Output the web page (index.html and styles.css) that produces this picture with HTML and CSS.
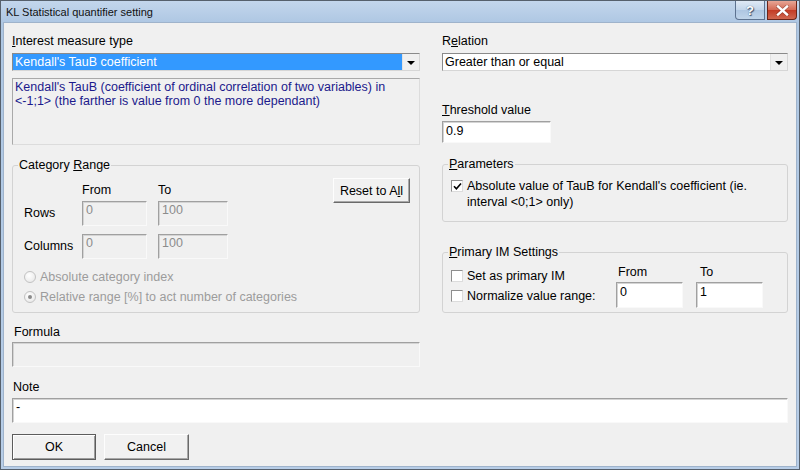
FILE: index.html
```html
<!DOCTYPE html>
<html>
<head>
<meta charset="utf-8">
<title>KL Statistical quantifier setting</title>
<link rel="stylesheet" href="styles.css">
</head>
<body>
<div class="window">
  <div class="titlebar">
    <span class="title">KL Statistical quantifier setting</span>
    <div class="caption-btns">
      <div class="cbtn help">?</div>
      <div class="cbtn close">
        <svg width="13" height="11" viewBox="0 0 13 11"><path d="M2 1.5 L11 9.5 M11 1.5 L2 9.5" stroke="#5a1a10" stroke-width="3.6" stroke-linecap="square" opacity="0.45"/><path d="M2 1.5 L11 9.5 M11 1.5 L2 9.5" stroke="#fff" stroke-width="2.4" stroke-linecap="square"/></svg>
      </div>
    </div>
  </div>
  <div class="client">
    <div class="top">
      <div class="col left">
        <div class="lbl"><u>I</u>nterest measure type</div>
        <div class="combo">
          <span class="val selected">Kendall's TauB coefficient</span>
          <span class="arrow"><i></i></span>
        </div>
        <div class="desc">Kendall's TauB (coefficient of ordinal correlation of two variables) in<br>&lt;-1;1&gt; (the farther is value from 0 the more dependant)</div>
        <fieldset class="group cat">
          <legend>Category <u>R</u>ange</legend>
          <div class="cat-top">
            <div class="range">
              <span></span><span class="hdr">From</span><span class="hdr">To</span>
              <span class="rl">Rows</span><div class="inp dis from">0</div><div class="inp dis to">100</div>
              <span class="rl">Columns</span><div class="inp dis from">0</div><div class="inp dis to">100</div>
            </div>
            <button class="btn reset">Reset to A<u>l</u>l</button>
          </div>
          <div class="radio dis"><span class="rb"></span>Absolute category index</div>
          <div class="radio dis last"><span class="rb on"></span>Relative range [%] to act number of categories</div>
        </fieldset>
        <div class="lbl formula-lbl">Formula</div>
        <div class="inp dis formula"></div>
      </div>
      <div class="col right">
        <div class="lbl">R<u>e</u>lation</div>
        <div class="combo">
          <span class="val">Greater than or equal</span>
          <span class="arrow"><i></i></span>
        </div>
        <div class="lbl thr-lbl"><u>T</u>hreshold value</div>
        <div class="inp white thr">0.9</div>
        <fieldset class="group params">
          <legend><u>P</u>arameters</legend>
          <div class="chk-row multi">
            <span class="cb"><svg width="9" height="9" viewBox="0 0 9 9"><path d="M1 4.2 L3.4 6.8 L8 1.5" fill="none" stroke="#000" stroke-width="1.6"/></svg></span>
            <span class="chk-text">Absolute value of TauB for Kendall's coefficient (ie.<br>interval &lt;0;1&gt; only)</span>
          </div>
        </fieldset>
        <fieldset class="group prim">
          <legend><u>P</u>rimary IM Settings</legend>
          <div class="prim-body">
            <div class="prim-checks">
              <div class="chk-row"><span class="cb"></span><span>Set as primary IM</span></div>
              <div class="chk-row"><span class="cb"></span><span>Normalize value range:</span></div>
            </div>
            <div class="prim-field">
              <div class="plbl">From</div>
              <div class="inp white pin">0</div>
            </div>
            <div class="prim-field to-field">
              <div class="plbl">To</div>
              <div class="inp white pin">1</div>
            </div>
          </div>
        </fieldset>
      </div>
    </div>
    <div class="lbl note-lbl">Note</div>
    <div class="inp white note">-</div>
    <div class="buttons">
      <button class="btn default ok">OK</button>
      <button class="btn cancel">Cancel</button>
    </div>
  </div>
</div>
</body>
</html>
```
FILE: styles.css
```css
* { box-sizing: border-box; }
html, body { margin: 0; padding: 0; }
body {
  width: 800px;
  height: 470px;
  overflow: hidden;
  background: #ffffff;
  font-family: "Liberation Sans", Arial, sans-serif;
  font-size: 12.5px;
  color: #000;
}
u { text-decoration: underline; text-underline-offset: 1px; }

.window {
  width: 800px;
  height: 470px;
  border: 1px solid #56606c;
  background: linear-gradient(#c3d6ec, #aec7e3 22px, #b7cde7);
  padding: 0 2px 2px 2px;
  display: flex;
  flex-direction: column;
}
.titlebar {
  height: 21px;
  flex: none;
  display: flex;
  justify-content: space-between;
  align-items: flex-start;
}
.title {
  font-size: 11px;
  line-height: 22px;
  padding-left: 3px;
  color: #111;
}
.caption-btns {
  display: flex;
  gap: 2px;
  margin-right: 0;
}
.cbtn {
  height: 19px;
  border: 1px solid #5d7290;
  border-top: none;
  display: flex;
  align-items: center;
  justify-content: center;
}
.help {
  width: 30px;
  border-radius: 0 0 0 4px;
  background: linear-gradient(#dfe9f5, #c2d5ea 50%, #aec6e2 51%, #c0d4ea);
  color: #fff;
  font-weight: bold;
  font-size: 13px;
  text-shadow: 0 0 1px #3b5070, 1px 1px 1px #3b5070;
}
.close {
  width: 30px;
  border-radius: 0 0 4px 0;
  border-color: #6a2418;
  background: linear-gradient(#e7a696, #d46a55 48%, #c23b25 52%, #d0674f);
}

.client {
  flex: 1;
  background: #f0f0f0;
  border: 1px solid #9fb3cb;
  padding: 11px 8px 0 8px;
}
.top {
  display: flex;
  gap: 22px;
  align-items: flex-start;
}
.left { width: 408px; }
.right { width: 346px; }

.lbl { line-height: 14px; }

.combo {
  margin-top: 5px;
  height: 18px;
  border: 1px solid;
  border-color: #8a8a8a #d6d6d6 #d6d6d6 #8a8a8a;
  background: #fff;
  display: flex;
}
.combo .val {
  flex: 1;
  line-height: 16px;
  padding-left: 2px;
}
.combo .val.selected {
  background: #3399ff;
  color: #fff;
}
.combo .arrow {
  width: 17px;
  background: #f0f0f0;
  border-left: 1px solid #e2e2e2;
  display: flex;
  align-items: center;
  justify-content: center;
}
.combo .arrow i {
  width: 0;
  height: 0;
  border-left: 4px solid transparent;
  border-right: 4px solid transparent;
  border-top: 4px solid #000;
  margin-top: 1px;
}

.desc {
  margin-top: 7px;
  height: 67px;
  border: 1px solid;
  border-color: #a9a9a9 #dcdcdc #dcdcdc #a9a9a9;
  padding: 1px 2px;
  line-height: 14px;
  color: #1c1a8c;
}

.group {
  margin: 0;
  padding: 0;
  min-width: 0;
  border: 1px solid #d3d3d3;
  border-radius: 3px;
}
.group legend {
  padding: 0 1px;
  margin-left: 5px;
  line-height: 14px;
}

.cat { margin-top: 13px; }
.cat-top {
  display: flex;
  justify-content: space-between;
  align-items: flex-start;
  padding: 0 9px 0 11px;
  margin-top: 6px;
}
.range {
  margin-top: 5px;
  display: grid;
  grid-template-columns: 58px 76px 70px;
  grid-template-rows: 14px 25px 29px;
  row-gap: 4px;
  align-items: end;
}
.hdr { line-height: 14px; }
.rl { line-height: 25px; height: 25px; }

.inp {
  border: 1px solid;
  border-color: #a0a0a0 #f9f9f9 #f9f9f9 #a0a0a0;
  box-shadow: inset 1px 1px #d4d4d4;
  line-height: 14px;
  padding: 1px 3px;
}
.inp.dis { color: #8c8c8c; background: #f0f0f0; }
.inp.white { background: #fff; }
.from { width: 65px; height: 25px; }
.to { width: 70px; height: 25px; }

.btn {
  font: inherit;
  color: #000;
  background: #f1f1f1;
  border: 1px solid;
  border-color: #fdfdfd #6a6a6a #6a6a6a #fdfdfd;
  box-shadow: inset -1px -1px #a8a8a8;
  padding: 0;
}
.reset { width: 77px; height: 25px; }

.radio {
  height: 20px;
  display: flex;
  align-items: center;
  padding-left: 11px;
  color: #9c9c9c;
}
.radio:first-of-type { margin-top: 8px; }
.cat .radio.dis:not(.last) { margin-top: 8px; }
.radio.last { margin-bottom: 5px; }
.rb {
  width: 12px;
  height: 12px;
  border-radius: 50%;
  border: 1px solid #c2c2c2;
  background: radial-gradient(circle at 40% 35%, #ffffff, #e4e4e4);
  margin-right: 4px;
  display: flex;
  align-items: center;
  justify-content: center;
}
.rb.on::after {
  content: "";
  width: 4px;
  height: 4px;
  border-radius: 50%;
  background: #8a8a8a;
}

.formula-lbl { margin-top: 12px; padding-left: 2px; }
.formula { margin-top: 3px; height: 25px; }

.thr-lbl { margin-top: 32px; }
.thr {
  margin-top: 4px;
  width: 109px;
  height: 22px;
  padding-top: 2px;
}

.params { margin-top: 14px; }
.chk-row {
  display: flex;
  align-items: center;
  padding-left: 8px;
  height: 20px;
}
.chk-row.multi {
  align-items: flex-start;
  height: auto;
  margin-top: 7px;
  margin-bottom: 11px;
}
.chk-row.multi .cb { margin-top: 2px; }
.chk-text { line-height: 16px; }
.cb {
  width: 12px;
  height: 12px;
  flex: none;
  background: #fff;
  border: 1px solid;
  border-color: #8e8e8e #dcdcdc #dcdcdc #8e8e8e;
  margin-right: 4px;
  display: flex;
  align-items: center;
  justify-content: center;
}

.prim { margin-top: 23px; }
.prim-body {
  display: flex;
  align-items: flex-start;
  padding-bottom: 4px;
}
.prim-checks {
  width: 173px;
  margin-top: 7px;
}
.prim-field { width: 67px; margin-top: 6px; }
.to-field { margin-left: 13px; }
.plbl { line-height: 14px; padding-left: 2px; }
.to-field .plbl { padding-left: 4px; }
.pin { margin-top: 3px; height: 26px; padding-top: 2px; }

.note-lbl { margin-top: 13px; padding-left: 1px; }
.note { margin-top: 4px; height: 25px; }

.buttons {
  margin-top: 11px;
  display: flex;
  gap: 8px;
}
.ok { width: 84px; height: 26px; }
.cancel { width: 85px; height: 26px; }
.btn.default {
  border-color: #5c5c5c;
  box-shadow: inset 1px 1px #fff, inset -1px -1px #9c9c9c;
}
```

- - - - - - -

YOUR INSTRUCTIONS.
Pull every line containing "index" out of the data above.

RESPONSE TO THIS TASK.
Output the web page (index.html and styles.css) that produces this picture with HTML and CSS.
FILE: index.html
          <div class="radio dis"><span class="rb"></span>Absolute category index</div>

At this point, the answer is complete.